Уже вечерело, и оба городовых надумали ночевать в Ленькове, сами устали. Повели арестанта к старосте, чтобы определил на постой. Жил староста по соседству с сестрой Михаила Гордеевича, и вдруг она сама прибегает. Староста хмурится — чего? А она рукой махнула — насмеялись, дескать, будто брата привели, а это вовсе не он. И рост не тот, и вся внешность не та, и голос… Да брат ее и не может быть арестантом в сером бушлате. Видать, этот убил Мишу, так и заимел его паспорт или уж совпало имя — мало ли Салаев вокруг!

А староста спрашивает:

— Ну возьмешь арестанта на постой, раз уж однофамильцы? На одну ночь всего!

Дома выяснилось, что узнал Михаила Гордеевича муж сестры еще у колодца, хотя это мудрено было и тюрьмы оставили след, и вырос он, и возмужал. Вот сестра и примчалась к старосте. А отмахнулась, уверенная, что брата ей ни за что не поставят, перехитрила всех. Зато чугун горячей воды в печке уже был готов. Михаил Гордеевич снял рубаху, принялся мыться, а Степанида Гордеевна говорит мужу:

— Смотри, это, правда, он. Видишь, пятно на теле, темное, оно у него с рождения. Родимое пятно… О, боже мой!

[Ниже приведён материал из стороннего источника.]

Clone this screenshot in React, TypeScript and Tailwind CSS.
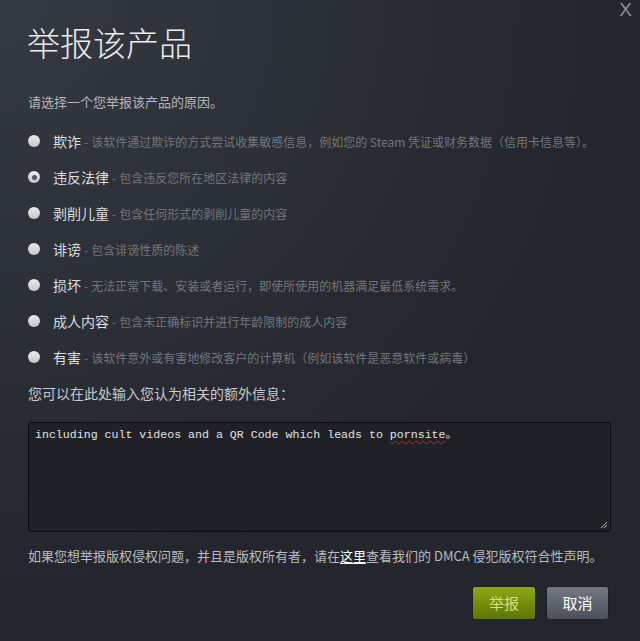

Значит, хоть и полной убежденности не было, она рискнула, прибежала и воду в печь поставила. А уж как кормила брата в тот вечер! Всю жизнь помнился вкус этого борща и вареников…

Было что вспомнить на островке у Снова, воспоминаний у человека с возрастом все больше, а времени все меньше. И живое горе женщины, встреченной на островке, требовало внимания в первую очередь.

Михаил Гордеевич пишет:

Я подошел к осиротевшей матери, все еще безутешно плакавшей, обнял ее и так, ничего не говоря, постоял с ней, пока она не затихла. И пошли вместе дальше. Когда нас догнала подвода, посадил на нее эту женщину и велел довезти ее до Гулино…

На рассвете, промокшие, продрогшие, без сил, мы добрались до Гулино, села, раскинувшегося на берегу Снова. Обмыться бы, просушиться, поесть. Отдохнуть бы — ведь прошли двенадцать километров по болоту. А некогда! И огня не разведешь. Гитлеровцы, обманутые ложной переправой и собравшие там танки и артиллерию, которых быстро сюда не перекинуть, открыли артиллерийский огонь. Довольно сильный. Костры были бы для них хорошим ориентиром. Опять ограничились сухим пайком…

Но в Гулино нас ждала радость, и большая. Здесь встретились с Кочубеем и его группой. Учительницы со страху приняли за него другого человека, а он выскочил из школы в окно, глядящее на огород, с огорода — в кустарник, из кустарника — в лес, там его ждали свои.

Он знал, что задумано идти на Гулино, вот и оказался здесь.

Перед переправой мы все же дали людям отдохнуть. Час-другой спали как убитые. Лесом шли недаром, приготовили плоты, и вот 20 апреля двинулись всей армадой через Снов, на правом берегу его еще километров пять прошли болотами и скрылись в Соловьевском лесу, где трава и пеньки были сухими.

Я подошел к подводе, на которой везли Ивана, спросил:

— Ну как ты?

А он показывает мне левой рукой — на большой палец! И улыбается. Да, да! Я даже сказал ему, чтобы перестал шутить.

— А чего шутить? Не шучу. Сначала меня сильно бросало из стороны в сторону, думал — не выдержу, а потом попросил привязать веревками и притерпелся… Ничего!

Я ждал, что люди болеть начнут. Ведь долго шли в ледяной воде. Нет, ничего, как сказал Иван. Обошлось. Ну разве два-три человека заболело.

Партизаны действительно могут вынести всё.